Start Provided information

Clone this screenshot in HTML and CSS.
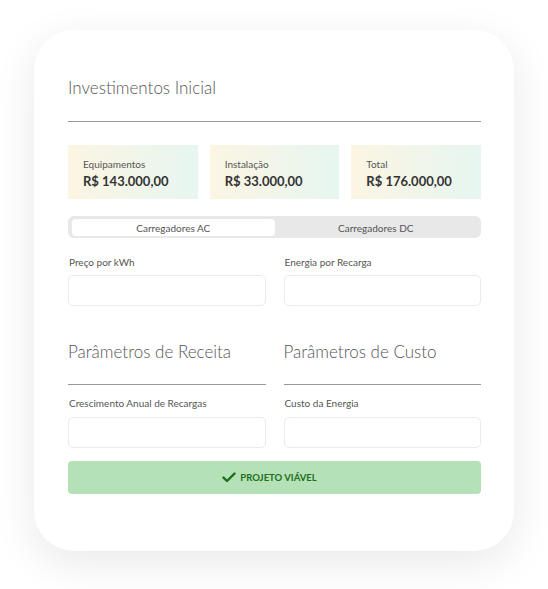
FILE: index.html
```html
<!DOCTYPE html>
<html>
<head>
    <title>Investimentos</title>
    <link rel="stylesheet" href="styles.css">
</head>
<body>
    <div class="card">
        <h2 class="section-title">Investimentos Inicial</h2>

        <div class="stats">
            <div class="stat">
                <p class="stat-label">Equipamentos</p>
                <p class="stat-value">R$ 143.000,00</p>
            </div>
            <div class="stat">
                <p class="stat-label">Instalação</p>
                <p class="stat-value">R$ 33.000,00</p>
            </div>
            <div class="stat">
                <p class="stat-label">Total</p>
                <p class="stat-value">R$ 176.000,00</p>
            </div>
        </div>

        <div class="tabs">
            <button class="tab active">Carregadores AC</button>
            <button class="tab">Carregadores DC</button>
        </div>

        <div class="row fields">
            <div class="field">
                <label>Preço por kWh</label>
                <input type="text">
            </div>
            <div class="field">
                <label>Energia por Recarga</label>
                <input type="text">
            </div>
        </div>

        <div class="row">
            <h2 class="section-title sub">Parâmetros de Receita</h2>
            <h2 class="section-title sub">Parâmetros de Custo</h2>
        </div>

        <div class="row fields second">
            <div class="field">
                <label>Crescimento Anual de Recargas</label>
                <input type="text">
            </div>
            <div class="field">
                <label>Custo da Energia</label>
                <input type="text">
            </div>
        </div>

        <div class="status">
            <svg width="14" height="11" viewBox="0 0 14 11">
                <path d="M1.5 5.6 L5 9 L12.5 1.6" fill="none" stroke="#1f6e22" stroke-width="2.4" stroke-linecap="round" stroke-linejoin="round"/>
            </svg>
            <span>Projeto viável</span>
        </div>
    </div>
</body>
</html>
```

FILE: styles.css
```css
body {
    margin: 0;
    padding: 30px 0 38px 34px;
    background-color: #fff;
    font-family: Lato, "Open Sans", sans-serif;
    color: #333;
}
.card {
    box-sizing: border-box;
    width: 480px;
    height: 521px;
    padding: 47px 33px 0 34px;
    background-color: #fff;
    border-radius: 40px;
    box-shadow: 0 12px 44px rgba(0,0,0,0.09);
}
.section-title {
    margin: 0;
    padding-bottom: 22px;
    border-bottom: 1px solid #999;
    font-size: 17px;
    line-height: 22px;
    font-weight: 300;
    color: #555;
}
.section-title.sub {
    flex: 1;
    margin-top: 35px;
    padding-bottom: 21px;
}
.stats {
    display: flex;
    gap: 12px;
    margin-top: 23px;
}
.stat {
    flex: 1;
    padding: 13px 15px 9px;
    background: linear-gradient(90deg, #fcf5e3, #e6f6f0);
}
.stat p {
    margin: 0;
}
.stat-label {
    font-size: 10px;
    line-height: 13px;
    color: #555;
    margin-bottom: 2px !important;
}
.stat-value {
    font-size: 13px;
    line-height: 17px;
    font-weight: 700;
    color: #333;
}
.tabs {
    display: flex;
    margin-top: 17px;
    padding: 3px 4px 2px;
    background-color: #e8e8e8;
    border-radius: 6px;
}
.tab {
    flex: 1;
    height: 17px;
    padding: 0;
    border: none;
    border-radius: 4px;
    background: none;
    font-family: inherit;
    font-size: 10px;
    color: #555;
}
.tab.active {
    background-color: #fff;
}
.row {
    display: flex;
    gap: 18px;
}
.fields {
    margin-top: 18px;
}
.fields.second {
    margin-top: 12px;
}
.field {
    flex: 1;
    display: flex;
    flex-direction: column;
}
.field label {
    font-size: 10px;
    line-height: 13px;
    color: #555;
    margin-left: 1px;
    margin-bottom: 6px;
}
.fields.second label {
    margin-bottom: 7px;
}
.field input {
    box-sizing: border-box;
    height: 31px;
    border: 1px solid #ebebeb;
    border-radius: 5px;
    background: #fff;
}
.status {
    display: flex;
    align-items: center;
    justify-content: center;
    gap: 4px;
    height: 33px;
    margin-top: 13px;
    padding-right: 10px;
    background-color: #b4e1b6;
    border-radius: 4px;
    font-size: 9.5px;
    font-weight: 700;
    text-transform: uppercase;
    color: #1f6e22;
}
```
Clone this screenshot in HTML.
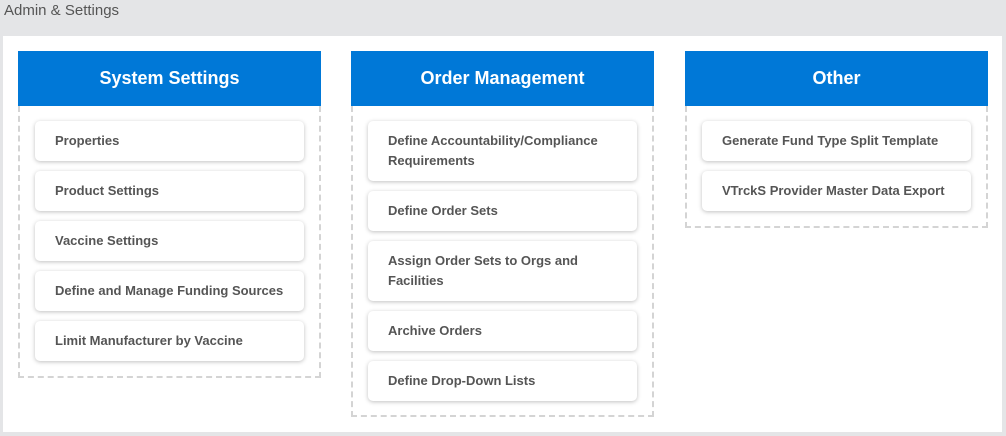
<!DOCTYPE html><html><head><style>
body{margin:0;width:1006px;height:436px;background:#e4e5e7;font-family:"Liberation Sans",sans-serif;position:relative;overflow:hidden}
.t{position:absolute;left:4px;top:2px;font-size:15px;color:#555}
.panel{position:absolute;left:3px;top:36px;width:999px;height:396px;background:#fff}
.col{position:absolute;top:51px;width:303px}
.h{height:55px;background:#0078d7;color:#fff;font-weight:bold;font-size:18px;text-align:center;line-height:55px}
.b{border:2px dashed #d4d4d4;border-top:none;padding:15px 15px 0 15px}
.i{background:#fff;border-radius:5px;box-shadow:0 1px 4px rgba(0,0,0,.25);padding:0 20px;font-size:13px;font-weight:bold;color:#555;height:40px;display:flex;align-items:center;margin-bottom:10px;line-height:20px}
.i.tall{height:60px}
</style></head><body>
<div class="t">Admin &amp; Settings</div>
<div class="panel"></div>
<div class="col" style="left:18px"><div class="h">System Settings</div><div class="b" style="height:255px">
<div class="i">Properties</div><div class="i">Product Settings</div><div class="i">Vaccine Settings</div><div class="i">Define and Manage Funding Sources</div><div class="i">Limit Manufacturer by Vaccine</div></div></div>
<div class="col" style="left:351px"><div class="h">Order Management</div><div class="b" style="height:294px">
<div class="i tall">Define Accountability/Compliance Requirements</div><div class="i">Define Order Sets</div><div class="i tall">Assign Order Sets to Orgs and Facilities</div><div class="i">Archive Orders</div><div class="i">Define Drop-Down Lists</div></div></div>
<div class="col" style="left:685px"><div class="h">Other</div><div class="b" style="height:105px">
<div class="i">Generate Fund Type Split Template</div><div class="i">VTrckS Provider Master Data Export</div></div></div>
</body></html>
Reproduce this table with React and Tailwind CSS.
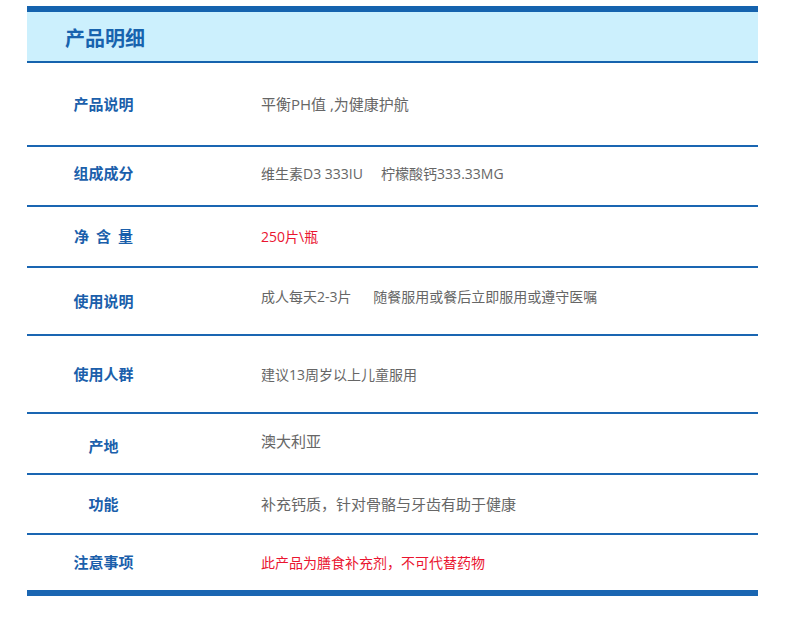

End Provided information

Exercise brief
From the data above, write out everything exactly except the pictures.

Task answer
Clone this screenshot in HTML and CSS.
FILE: index.html
```html
<!DOCTYPE html>
<html>
<head>
    <title>Investimentos</title>
    <link rel="stylesheet" href="styles.css">
</head>
<body>
    <div class="card">
        <h2 class="section-title">Investimentos Inicial</h2>

        <div class="stats">
            <div class="stat">
                <p class="stat-label">Equipamentos</p>
                <p class="stat-value">R$ 143.000,00</p>
            </div>
            <div class="stat">
                <p class="stat-label">Instalação</p>
                <p class="stat-value">R$ 33.000,00</p>
            </div>
            <div class="stat">
                <p class="stat-label">Total</p>
                <p class="stat-value">R$ 176.000,00</p>
            </div>
        </div>

        <div class="tabs">
            <button class="tab active">Carregadores AC</button>
            <button class="tab">Carregadores DC</button>
        </div>

        <div class="row fields">
            <div class="field">
                <label>Preço por kWh</label>
                <input type="text">
            </div>
            <div class="field">
                <label>Energia por Recarga</label>
                <input type="text">
            </div>
        </div>

        <div class="row">
            <h2 class="section-title sub">Parâmetros de Receita</h2>
            <h2 class="section-title sub">Parâmetros de Custo</h2>
        </div>

        <div class="row fields second">
            <div class="field">
                <label>Crescimento Anual de Recargas</label>
                <input type="text">
            </div>
            <div class="field">
                <label>Custo da Energia</label>
                <input type="text">
            </div>
        </div>

        <div class="status">
            <svg width="14" height="11" viewBox="0 0 14 11">
                <path d="M1.5 5.6 L5 9 L12.5 1.6" fill="none" stroke="#1f6e22" stroke-width="2.4" stroke-linecap="round" stroke-linejoin="round"/>
            </svg>
            <span>Projeto viável</span>
        </div>
    </div>
</body>
</html>
```

FILE: styles.css
```css
body {
    margin: 0;
    padding: 30px 0 38px 34px;
    background-color: #fff;
    font-family: Lato, "Open Sans", sans-serif;
    color: #333;
}
.card {
    box-sizing: border-box;
    width: 480px;
    height: 521px;
    padding: 47px 33px 0 34px;
    background-color: #fff;
    border-radius: 40px;
    box-shadow: 0 12px 44px rgba(0,0,0,0.09);
}
.section-title {
    margin: 0;
    padding-bottom: 22px;
    border-bottom: 1px solid #999;
    font-size: 17px;
    line-height: 22px;
    font-weight: 300;
    color: #555;
}
.section-title.sub {
    flex: 1;
    margin-top: 35px;
    padding-bottom: 21px;
}
.stats {
    display: flex;
    gap: 12px;
    margin-top: 23px;
}
.stat {
    flex: 1;
    padding: 13px 15px 9px;
    background: linear-gradient(90deg, #fcf5e3, #e6f6f0);
}
.stat p {
    margin: 0;
}
.stat-label {
    font-size: 10px;
    line-height: 13px;
    color: #555;
    margin-bottom: 2px !important;
}
.stat-value {
    font-size: 13px;
    line-height: 17px;
    font-weight: 700;
    color: #333;
}
.tabs {
    display: flex;
    margin-top: 17px;
    padding: 3px 4px 2px;
    background-color: #e8e8e8;
    border-radius: 6px;
}
.tab {
    flex: 1;
    height: 17px;
    padding: 0;
    border: none;
    border-radius: 4px;
    background: none;
    font-family: inherit;
    font-size: 10px;
    color: #555;
}
.tab.active {
    background-color: #fff;
}
.row {
    display: flex;
    gap: 18px;
}
.fields {
    margin-top: 18px;
}
.fields.second {
    margin-top: 12px;
}
.field {
    flex: 1;
    display: flex;
    flex-direction: column;
}
.field label {
    font-size: 10px;
    line-height: 13px;
    color: #555;
    margin-left: 1px;
    margin-bottom: 6px;
}
.fields.second label {
    margin-bottom: 7px;
}
.field input {
    box-sizing: border-box;
    height: 31px;
    border: 1px solid #ebebeb;
    border-radius: 5px;
    background: #fff;
}
.status {
    display: flex;
    align-items: center;
    justify-content: center;
    gap: 4px;
    height: 33px;
    margin-top: 13px;
    padding-right: 10px;
    background-color: #b4e1b6;
    border-radius: 4px;
    font-size: 9.5px;
    font-weight: 700;
    text-transform: uppercase;
    color: #1f6e22;
}
```
Clone this screenshot in HTML.
<!DOCTYPE html><html><head><style>
body{margin:0;width:1006px;height:436px;background:#e4e5e7;font-family:"Liberation Sans",sans-serif;position:relative;overflow:hidden}
.t{position:absolute;left:4px;top:2px;font-size:15px;color:#555}
.panel{position:absolute;left:3px;top:36px;width:999px;height:396px;background:#fff}
.col{position:absolute;top:51px;width:303px}
.h{height:55px;background:#0078d7;color:#fff;font-weight:bold;font-size:18px;text-align:center;line-height:55px}
.b{border:2px dashed #d4d4d4;border-top:none;padding:15px 15px 0 15px}
.i{background:#fff;border-radius:5px;box-shadow:0 1px 4px rgba(0,0,0,.25);padding:0 20px;font-size:13px;font-weight:bold;color:#555;height:40px;display:flex;align-items:center;margin-bottom:10px;line-height:20px}
.i.tall{height:60px}
</style></head><body>
<div class="t">Admin &amp; Settings</div>
<div class="panel"></div>
<div class="col" style="left:18px"><div class="h">System Settings</div><div class="b" style="height:255px">
<div class="i">Properties</div><div class="i">Product Settings</div><div class="i">Vaccine Settings</div><div class="i">Define and Manage Funding Sources</div><div class="i">Limit Manufacturer by Vaccine</div></div></div>
<div class="col" style="left:351px"><div class="h">Order Management</div><div class="b" style="height:294px">
<div class="i tall">Define Accountability/Compliance Requirements</div><div class="i">Define Order Sets</div><div class="i tall">Assign Order Sets to Orgs and Facilities</div><div class="i">Archive Orders</div><div class="i">Define Drop-Down Lists</div></div></div>
<div class="col" style="left:685px"><div class="h">Other</div><div class="b" style="height:105px">
<div class="i">Generate Fund Type Split Template</div><div class="i">VTrckS Provider Master Data Export</div></div></div>
</body></html>
Reproduce this table with React and Tailwind CSS.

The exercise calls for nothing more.